* start DATASET CONTENT *

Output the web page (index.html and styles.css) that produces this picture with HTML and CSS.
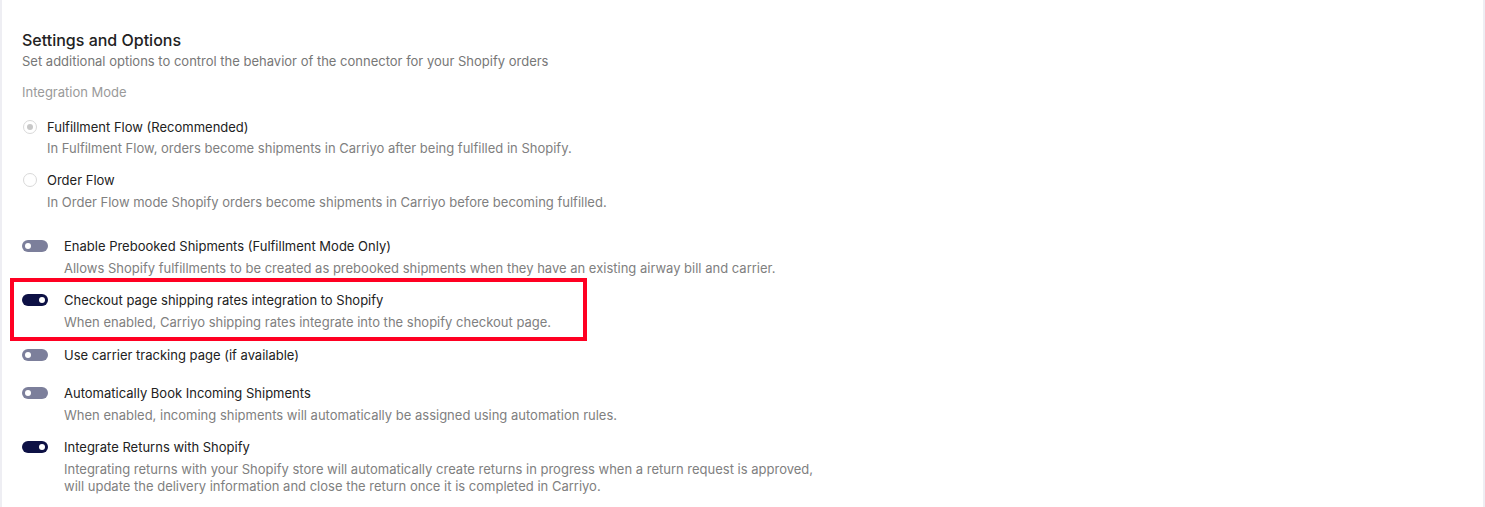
FILE: index.html
```html
<!DOCTYPE html>
<html lang="en">
<head>
    <meta charset="UTF-8">
    <meta name="viewport" content="width=device-width, initial-scale=1.0">
    <title>Settings and Options</title>
    <link rel="stylesheet" href="styles.css">
</head>
<body>

<div class="panel">
    <h2>Settings and Options</h2>
    <p class="subtitle">Set additional options to control the behavior of the connector for your Shopify orders</p>

    <div class="group-label">Integration Mode</div>

    <div class="radio-list">
        <label class="radio-row">
            <span class="radio checked disabled"></span>
            <span class="text">
                <span class="title">Fulfillment Flow (Recommended)</span>
                <span class="desc">In Fulfilment Flow, orders become shipments in Carriyo after being fulfilled in Shopify.</span>
            </span>
        </label>
        <label class="radio-row">
            <span class="radio"></span>
            <span class="text">
                <span class="title">Order Flow</span>
                <span class="desc">In Order Flow mode Shopify orders become shipments in Carriyo before becoming fulfilled.</span>
            </span>
        </label>
    </div>

    <div class="toggle-list">
        <div class="toggle-row">
            <span class="toggle"></span>
            <span class="text">
                <span class="title">Enable Prebooked Shipments (Fulfillment Mode Only)</span>
                <span class="desc">Allows Shopify fulfillments to be created as prebooked shipments when they have an existing airway bill and carrier.</span>
            </span>
        </div>
        <div class="toggle-row highlight">
            <span class="toggle on"></span>
            <span class="text">
                <span class="title">Checkout page shipping rates integration to Shopify</span>
                <span class="desc">When enabled, Carriyo shipping rates integrate into the shopify checkout page.</span>
            </span>
        </div>
        <div class="toggle-row single">
            <span class="toggle"></span>
            <span class="text">
                <span class="title">Use carrier tracking page (if available)</span>
            </span>
        </div>
        <div class="toggle-row">
            <span class="toggle"></span>
            <span class="text">
                <span class="title">Automatically Book Incoming Shipments</span>
                <span class="desc">When enabled, incoming shipments will automatically be assigned using automation rules.</span>
            </span>
        </div>
        <div class="toggle-row">
            <span class="toggle on"></span>
            <span class="text">
                <span class="title">Integrate Returns with Shopify</span>
                <span class="desc">Integrating returns with your Shopify store will automatically create returns in progress when a return request is approved, will update the delivery information and close the return once it is completed in Carriyo.</span>
            </span>
        </div>
    </div>
</div>

</body>
</html>
```

FILE: styles.css
```css
body {
    font-family: 'Inter', 'Noto Sans', sans-serif;
    background-color: #ffffff;
    color: #222222;
    margin: 0;
    padding: 0;
}
.panel {
    border-left: 2px solid #eeeef3;
    border-right: 2px solid #eeeef3;
    padding: 30px 20px 20px 20px;
    min-height: 507px;
    box-sizing: border-box;
}
h2 {
    font-size: 16px;
    font-weight: 500;
    line-height: 20px;
    margin: 0;
    color: #222222;
}
.subtitle {
    font-size: 13px;
    line-height: 17px;
    color: #777777;
    margin: 3px 0 0 0;
}
.group-label {
    font-size: 13px;
    line-height: 17px;
    color: #9a9a9a;
    margin-top: 14px;
}
.radio-list {
    margin-top: 17px;
}
.radio-row {
    display: flex;
    gap: 10px;
    margin-bottom: 14px;
}
.radio {
    width: 14px;
    height: 14px;
    border: 1px solid #d9d9d9;
    border-radius: 50%;
    box-sizing: border-box;
    margin: 2px 0 0 1px;
    flex-shrink: 0;
    position: relative;
}
.radio.checked::after {
    content: '';
    position: absolute;
    left: 3px;
    top: 3px;
    width: 6px;
    height: 6px;
    border-radius: 50%;
    background-color: #c8c8c8;
}
.text {
    display: flex;
    flex-direction: column;
    max-width: 760px;
}
.title {
    font-size: 13px;
    line-height: 18px;
    color: #222222;
}
.desc {
    font-size: 13px;
    line-height: 17px;
    color: #808080;
    margin-top: 5px;
}
.radio-row .desc {
    margin-top: 4px;
}
.radio-row + .radio-row .desc {
    margin-top: 5px;
}
.toggle-list {
    margin-top: 26px;
}
.toggle-row {
    display: flex;
    gap: 16px;
    padding: 0 0 14px 0;
}
.toggle-row.single {
    padding-bottom: 20px;
}
.highlight {
    border: 4px solid #ff0022;
    margin: -13px 0 0 -12px;
    padding: 9px 32px 6px 8px;
    width: fit-content;
    margin-bottom: 5px;
}
.toggle {
    width: 26px;
    height: 12px;
    border-radius: 6px;
    background-color: #7c7f9b;
    margin-top: 3px;
    flex-shrink: 0;
    position: relative;
}
.toggle::after {
    content: '';
    position: absolute;
    left: 3px;
    top: 3px;
    width: 6px;
    height: 6px;
    border-radius: 50%;
    background-color: #ffffff;
}
.toggle.on {
    background-color: #0d1145;
}
.toggle.on::after {
    left: 17px;
}
```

* end DATASET CONTENT *

**THE PROBLEM:**
Skip the pictures, then retype every line above exactly.

**CORRECT OUTPUT:**
Output the web page (index.html and styles.css) that produces this picture with HTML and CSS.
FILE: index.html
```html
<!DOCTYPE html>
<html lang="en">
<head>
    <meta charset="UTF-8">
    <meta name="viewport" content="width=device-width, initial-scale=1.0">
    <title>Settings and Options</title>
    <link rel="stylesheet" href="styles.css">
</head>
<body>

<div class="panel">
    <h2>Settings and Options</h2>
    <p class="subtitle">Set additional options to control the behavior of the connector for your Shopify orders</p>

    <div class="group-label">Integration Mode</div>

    <div class="radio-list">
        <label class="radio-row">
            <span class="radio checked disabled"></span>
            <span class="text">
                <span class="title">Fulfillment Flow (Recommended)</span>
                <span class="desc">In Fulfilment Flow, orders become shipments in Carriyo after being fulfilled in Shopify.</span>
            </span>
        </label>
        <label class="radio-row">
            <span class="radio"></span>
            <span class="text">
                <span class="title">Order Flow</span>
                <span class="desc">In Order Flow mode Shopify orders become shipments in Carriyo before becoming fulfilled.</span>
            </span>
        </label>
    </div>

    <div class="toggle-list">
        <div class="toggle-row">
            <span class="toggle"></span>
            <span class="text">
                <span class="title">Enable Prebooked Shipments (Fulfillment Mode Only)</span>
                <span class="desc">Allows Shopify fulfillments to be created as prebooked shipments when they have an existing airway bill and carrier.</span>
            </span>
        </div>
        <div class="toggle-row highlight">
            <span class="toggle on"></span>
            <span class="text">
                <span class="title">Checkout page shipping rates integration to Shopify</span>
                <span class="desc">When enabled, Carriyo shipping rates integrate into the shopify checkout page.</span>
            </span>
        </div>
        <div class="toggle-row single">
            <span class="toggle"></span>
            <span class="text">
                <span class="title">Use carrier tracking page (if available)</span>
            </span>
        </div>
        <div class="toggle-row">
            <span class="toggle"></span>
            <span class="text">
                <span class="title">Automatically Book Incoming Shipments</span>
                <span class="desc">When enabled, incoming shipments will automatically be assigned using automation rules.</span>
            </span>
        </div>
        <div class="toggle-row">
            <span class="toggle on"></span>
            <span class="text">
                <span class="title">Integrate Returns with Shopify</span>
                <span class="desc">Integrating returns with your Shopify store will automatically create returns in progress when a return request is approved, will update the delivery information and close the return once it is completed in Carriyo.</span>
            </span>
        </div>
    </div>
</div>

</body>
</html>
```

FILE: styles.css
```css
body {
    font-family: 'Inter', 'Noto Sans', sans-serif;
    background-color: #ffffff;
    color: #222222;
    margin: 0;
    padding: 0;
}
.panel {
    border-left: 2px solid #eeeef3;
    border-right: 2px solid #eeeef3;
    padding: 30px 20px 20px 20px;
    min-height: 507px;
    box-sizing: border-box;
}
h2 {
    font-size: 16px;
    font-weight: 500;
    line-height: 20px;
    margin: 0;
    color: #222222;
}
.subtitle {
    font-size: 13px;
    line-height: 17px;
    color: #777777;
    margin: 3px 0 0 0;
}
.group-label {
    font-size: 13px;
    line-height: 17px;
    color: #9a9a9a;
    margin-top: 14px;
}
.radio-list {
    margin-top: 17px;
}
.radio-row {
    display: flex;
    gap: 10px;
    margin-bottom: 14px;
}
.radio {
    width: 14px;
    height: 14px;
    border: 1px solid #d9d9d9;
    border-radius: 50%;
    box-sizing: border-box;
    margin: 2px 0 0 1px;
    flex-shrink: 0;
    position: relative;
}
.radio.checked::after {
    content: '';
    position: absolute;
    left: 3px;
    top: 3px;
    width: 6px;
    height: 6px;
    border-radius: 50%;
    background-color: #c8c8c8;
}
.text {
    display: flex;
    flex-direction: column;
    max-width: 760px;
}
.title {
    font-size: 13px;
    line-height: 18px;
    color: #222222;
}
.desc {
    font-size: 13px;
    line-height: 17px;
    color: #808080;
    margin-top: 5px;
}
.radio-row .desc {
    margin-top: 4px;
}
.radio-row + .radio-row .desc {
    margin-top: 5px;
}
.toggle-list {
    margin-top: 26px;
}
.toggle-row {
    display: flex;
    gap: 16px;
    padding: 0 0 14px 0;
}
.toggle-row.single {
    padding-bottom: 20px;
}
.highlight {
    border: 4px solid #ff0022;
    margin: -13px 0 0 -12px;
    padding: 9px 32px 6px 8px;
    width: fit-content;
    margin-bottom: 5px;
}
.toggle {
    width: 26px;
    height: 12px;
    border-radius: 6px;
    background-color: #7c7f9b;
    margin-top: 3px;
    flex-shrink: 0;
    position: relative;
}
.toggle::after {
    content: '';
    position: absolute;
    left: 3px;
    top: 3px;
    width: 6px;
    height: 6px;
    border-radius: 50%;
    background-color: #ffffff;
}
.toggle.on {
    background-color: #0d1145;
}
.toggle.on::after {
    left: 17px;
}
```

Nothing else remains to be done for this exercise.